TASK BRIEF :: Reproduce all the material exactly, minus any pictures it holds.

MATERIAL PROVIDED ::
==================================================

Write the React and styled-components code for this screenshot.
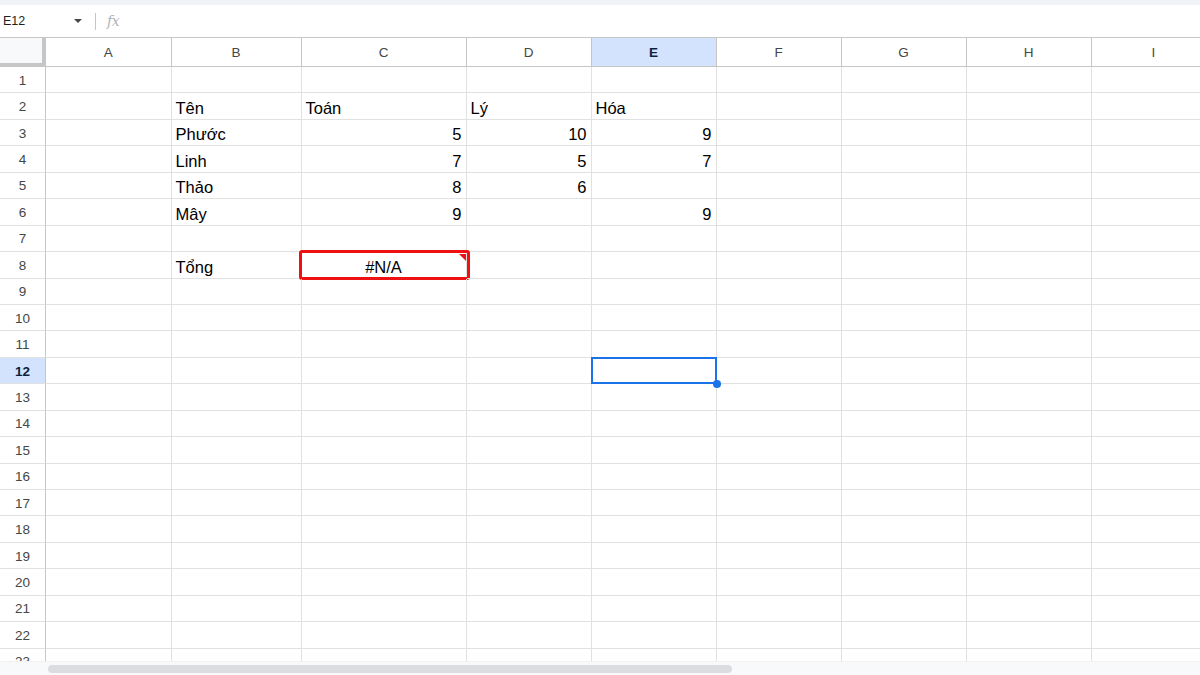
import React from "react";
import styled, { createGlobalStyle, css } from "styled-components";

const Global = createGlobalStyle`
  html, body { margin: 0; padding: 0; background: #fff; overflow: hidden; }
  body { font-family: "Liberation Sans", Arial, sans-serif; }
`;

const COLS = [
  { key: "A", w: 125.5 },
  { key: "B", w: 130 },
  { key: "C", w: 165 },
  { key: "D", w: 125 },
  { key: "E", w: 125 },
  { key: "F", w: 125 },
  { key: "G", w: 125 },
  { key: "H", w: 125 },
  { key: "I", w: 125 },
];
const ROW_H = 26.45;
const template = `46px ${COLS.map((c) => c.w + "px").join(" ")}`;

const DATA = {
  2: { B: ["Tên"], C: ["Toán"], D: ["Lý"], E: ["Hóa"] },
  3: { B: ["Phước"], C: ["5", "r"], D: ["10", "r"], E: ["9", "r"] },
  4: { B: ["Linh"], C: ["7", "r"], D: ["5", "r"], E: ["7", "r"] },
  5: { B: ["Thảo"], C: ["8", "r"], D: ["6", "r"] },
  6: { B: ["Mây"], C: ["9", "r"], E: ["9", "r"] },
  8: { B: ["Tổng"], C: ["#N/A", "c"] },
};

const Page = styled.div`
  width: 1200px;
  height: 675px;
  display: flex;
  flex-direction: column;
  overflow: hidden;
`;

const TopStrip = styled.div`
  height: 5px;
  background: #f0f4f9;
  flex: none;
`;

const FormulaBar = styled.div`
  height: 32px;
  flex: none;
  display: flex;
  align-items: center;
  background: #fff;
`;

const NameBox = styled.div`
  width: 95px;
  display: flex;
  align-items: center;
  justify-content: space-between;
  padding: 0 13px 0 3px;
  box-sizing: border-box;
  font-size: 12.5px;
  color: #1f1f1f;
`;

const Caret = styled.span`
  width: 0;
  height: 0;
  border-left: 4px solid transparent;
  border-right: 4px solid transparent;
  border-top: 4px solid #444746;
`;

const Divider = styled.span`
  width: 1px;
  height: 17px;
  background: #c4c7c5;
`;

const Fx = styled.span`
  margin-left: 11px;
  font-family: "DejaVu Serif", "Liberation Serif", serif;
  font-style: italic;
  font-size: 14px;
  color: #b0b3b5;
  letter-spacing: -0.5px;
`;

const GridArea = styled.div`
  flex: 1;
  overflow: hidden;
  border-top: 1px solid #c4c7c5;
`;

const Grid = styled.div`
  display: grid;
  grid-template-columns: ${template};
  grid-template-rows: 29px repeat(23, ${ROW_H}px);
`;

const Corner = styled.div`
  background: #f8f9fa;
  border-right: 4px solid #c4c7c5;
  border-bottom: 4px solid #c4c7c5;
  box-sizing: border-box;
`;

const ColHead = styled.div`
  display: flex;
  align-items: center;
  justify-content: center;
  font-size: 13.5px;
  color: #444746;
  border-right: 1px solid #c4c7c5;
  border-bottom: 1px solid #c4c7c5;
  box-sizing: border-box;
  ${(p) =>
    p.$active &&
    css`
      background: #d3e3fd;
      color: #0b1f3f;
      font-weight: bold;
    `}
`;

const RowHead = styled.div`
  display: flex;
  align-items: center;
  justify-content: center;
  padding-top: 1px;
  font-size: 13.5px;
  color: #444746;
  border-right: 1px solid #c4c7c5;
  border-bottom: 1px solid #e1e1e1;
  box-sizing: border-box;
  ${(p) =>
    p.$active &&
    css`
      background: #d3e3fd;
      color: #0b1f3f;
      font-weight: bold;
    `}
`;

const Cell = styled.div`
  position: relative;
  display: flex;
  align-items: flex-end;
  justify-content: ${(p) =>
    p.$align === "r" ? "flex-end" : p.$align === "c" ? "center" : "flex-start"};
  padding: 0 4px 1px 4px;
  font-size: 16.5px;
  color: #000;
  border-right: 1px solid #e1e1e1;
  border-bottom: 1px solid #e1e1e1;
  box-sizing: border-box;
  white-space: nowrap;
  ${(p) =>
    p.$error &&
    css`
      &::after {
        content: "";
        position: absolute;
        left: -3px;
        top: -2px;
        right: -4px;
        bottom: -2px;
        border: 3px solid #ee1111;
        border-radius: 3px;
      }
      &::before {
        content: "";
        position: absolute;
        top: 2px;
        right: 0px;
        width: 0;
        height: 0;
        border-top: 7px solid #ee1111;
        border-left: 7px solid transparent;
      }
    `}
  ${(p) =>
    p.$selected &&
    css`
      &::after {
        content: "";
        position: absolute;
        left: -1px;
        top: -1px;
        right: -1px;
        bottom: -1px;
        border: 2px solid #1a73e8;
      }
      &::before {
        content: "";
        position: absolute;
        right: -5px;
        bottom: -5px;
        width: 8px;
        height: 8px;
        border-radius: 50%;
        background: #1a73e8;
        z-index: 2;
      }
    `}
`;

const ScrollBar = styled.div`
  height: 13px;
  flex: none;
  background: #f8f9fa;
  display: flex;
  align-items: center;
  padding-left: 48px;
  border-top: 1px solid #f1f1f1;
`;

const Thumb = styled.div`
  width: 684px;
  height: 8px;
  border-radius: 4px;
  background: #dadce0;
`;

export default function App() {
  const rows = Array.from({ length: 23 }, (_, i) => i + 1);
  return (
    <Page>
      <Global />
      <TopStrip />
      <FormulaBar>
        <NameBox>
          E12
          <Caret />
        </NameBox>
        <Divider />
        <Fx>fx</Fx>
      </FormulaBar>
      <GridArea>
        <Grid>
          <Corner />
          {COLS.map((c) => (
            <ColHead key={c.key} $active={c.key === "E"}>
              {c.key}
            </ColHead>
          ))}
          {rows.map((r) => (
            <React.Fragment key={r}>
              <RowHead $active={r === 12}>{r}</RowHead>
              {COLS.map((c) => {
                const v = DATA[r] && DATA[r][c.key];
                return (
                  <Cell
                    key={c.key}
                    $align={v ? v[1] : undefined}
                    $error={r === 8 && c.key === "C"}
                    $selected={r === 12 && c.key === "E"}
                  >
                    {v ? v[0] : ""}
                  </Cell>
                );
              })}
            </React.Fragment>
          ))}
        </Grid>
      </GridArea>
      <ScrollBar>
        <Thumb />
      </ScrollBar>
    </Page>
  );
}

==================================================

OUTPUT ::
Write the React and styled-components code for this screenshot.
import React from "react";
import styled, { createGlobalStyle, css } from "styled-components";

const Global = createGlobalStyle`
  html, body { margin: 0; padding: 0; background: #fff; overflow: hidden; }
  body { font-family: "Liberation Sans", Arial, sans-serif; }
`;

const COLS = [
  { key: "A", w: 125.5 },
  { key: "B", w: 130 },
  { key: "C", w: 165 },
  { key: "D", w: 125 },
  { key: "E", w: 125 },
  { key: "F", w: 125 },
  { key: "G", w: 125 },
  { key: "H", w: 125 },
  { key: "I", w: 125 },
];
const ROW_H = 26.45;
const template = `46px ${COLS.map((c) => c.w + "px").join(" ")}`;

const DATA = {
  2: { B: ["Tên"], C: ["Toán"], D: ["Lý"], E: ["Hóa"] },
  3: { B: ["Phước"], C: ["5", "r"], D: ["10", "r"], E: ["9", "r"] },
  4: { B: ["Linh"], C: ["7", "r"], D: ["5", "r"], E: ["7", "r"] },
  5: { B: ["Thảo"], C: ["8", "r"], D: ["6", "r"] },
  6: { B: ["Mây"], C: ["9", "r"], E: ["9", "r"] },
  8: { B: ["Tổng"], C: ["#N/A", "c"] },
};

const Page = styled.div`
  width: 1200px;
  height: 675px;
  display: flex;
  flex-direction: column;
  overflow: hidden;
`;

const TopStrip = styled.div`
  height: 5px;
  background: #f0f4f9;
  flex: none;
`;

const FormulaBar = styled.div`
  height: 32px;
  flex: none;
  display: flex;
  align-items: center;
  background: #fff;
`;

const NameBox = styled.div`
  width: 95px;
  display: flex;
  align-items: center;
  justify-content: space-between;
  padding: 0 13px 0 3px;
  box-sizing: border-box;
  font-size: 12.5px;
  color: #1f1f1f;
`;

const Caret = styled.span`
  width: 0;
  height: 0;
  border-left: 4px solid transparent;
  border-right: 4px solid transparent;
  border-top: 4px solid #444746;
`;

const Divider = styled.span`
  width: 1px;
  height: 17px;
  background: #c4c7c5;
`;

const Fx = styled.span`
  margin-left: 11px;
  font-family: "DejaVu Serif", "Liberation Serif", serif;
  font-style: italic;
  font-size: 14px;
  color: #b0b3b5;
  letter-spacing: -0.5px;
`;

const GridArea = styled.div`
  flex: 1;
  overflow: hidden;
  border-top: 1px solid #c4c7c5;
`;

const Grid = styled.div`
  display: grid;
  grid-template-columns: ${template};
  grid-template-rows: 29px repeat(23, ${ROW_H}px);
`;

const Corner = styled.div`
  background: #f8f9fa;
  border-right: 4px solid #c4c7c5;
  border-bottom: 4px solid #c4c7c5;
  box-sizing: border-box;
`;

const ColHead = styled.div`
  display: flex;
  align-items: center;
  justify-content: center;
  font-size: 13.5px;
  color: #444746;
  border-right: 1px solid #c4c7c5;
  border-bottom: 1px solid #c4c7c5;
  box-sizing: border-box;
  ${(p) =>
    p.$active &&
    css`
      background: #d3e3fd;
      color: #0b1f3f;
      font-weight: bold;
    `}
`;

const RowHead = styled.div`
  display: flex;
  align-items: center;
  justify-content: center;
  padding-top: 1px;
  font-size: 13.5px;
  color: #444746;
  border-right: 1px solid #c4c7c5;
  border-bottom: 1px solid #e1e1e1;
  box-sizing: border-box;
  ${(p) =>
    p.$active &&
    css`
      background: #d3e3fd;
      color: #0b1f3f;
      font-weight: bold;
    `}
`;

const Cell = styled.div`
  position: relative;
  display: flex;
  align-items: flex-end;
  justify-content: ${(p) =>
    p.$align === "r" ? "flex-end" : p.$align === "c" ? "center" : "flex-start"};
  padding: 0 4px 1px 4px;
  font-size: 16.5px;
  color: #000;
  border-right: 1px solid #e1e1e1;
  border-bottom: 1px solid #e1e1e1;
  box-sizing: border-box;
  white-space: nowrap;
  ${(p) =>
    p.$error &&
    css`
      &::after {
        content: "";
        position: absolute;
        left: -3px;
        top: -2px;
        right: -4px;
        bottom: -2px;
        border: 3px solid #ee1111;
        border-radius: 3px;
      }
      &::before {
        content: "";
        position: absolute;
        top: 2px;
        right: 0px;
        width: 0;
        height: 0;
        border-top: 7px solid #ee1111;
        border-left: 7px solid transparent;
      }
    `}
  ${(p) =>
    p.$selected &&
    css`
      &::after {
        content: "";
        position: absolute;
        left: -1px;
        top: -1px;
        right: -1px;
        bottom: -1px;
        border: 2px solid #1a73e8;
      }
      &::before {
        content: "";
        position: absolute;
        right: -5px;
        bottom: -5px;
        width: 8px;
        height: 8px;
        border-radius: 50%;
        background: #1a73e8;
        z-index: 2;
      }
    `}
`;

const ScrollBar = styled.div`
  height: 13px;
  flex: none;
  background: #f8f9fa;
  display: flex;
  align-items: center;
  padding-left: 48px;
  border-top: 1px solid #f1f1f1;
`;

const Thumb = styled.div`
  width: 684px;
  height: 8px;
  border-radius: 4px;
  background: #dadce0;
`;

export default function App() {
  const rows = Array.from({ length: 23 }, (_, i) => i + 1);
  return (
    <Page>
      <Global />
      <TopStrip />
      <FormulaBar>
        <NameBox>
          E12
          <Caret />
        </NameBox>
        <Divider />
        <Fx>fx</Fx>
      </FormulaBar>
      <GridArea>
        <Grid>
          <Corner />
          {COLS.map((c) => (
            <ColHead key={c.key} $active={c.key === "E"}>
              {c.key}
            </ColHead>
          ))}
          {rows.map((r) => (
            <React.Fragment key={r}>
              <RowHead $active={r === 12}>{r}</RowHead>
              {COLS.map((c) => {
                const v = DATA[r] && DATA[r][c.key];
                return (
                  <Cell
                    key={c.key}
                    $align={v ? v[1] : undefined}
                    $error={r === 8 && c.key === "C"}
                    $selected={r === 12 && c.key === "E"}
                  >
                    {v ? v[0] : ""}
                  </Cell>
                );
              })}
            </React.Fragment>
          ))}
        </Grid>
      </GridArea>
      <ScrollBar>
        <Thumb />
      </ScrollBar>
    </Page>
  );
}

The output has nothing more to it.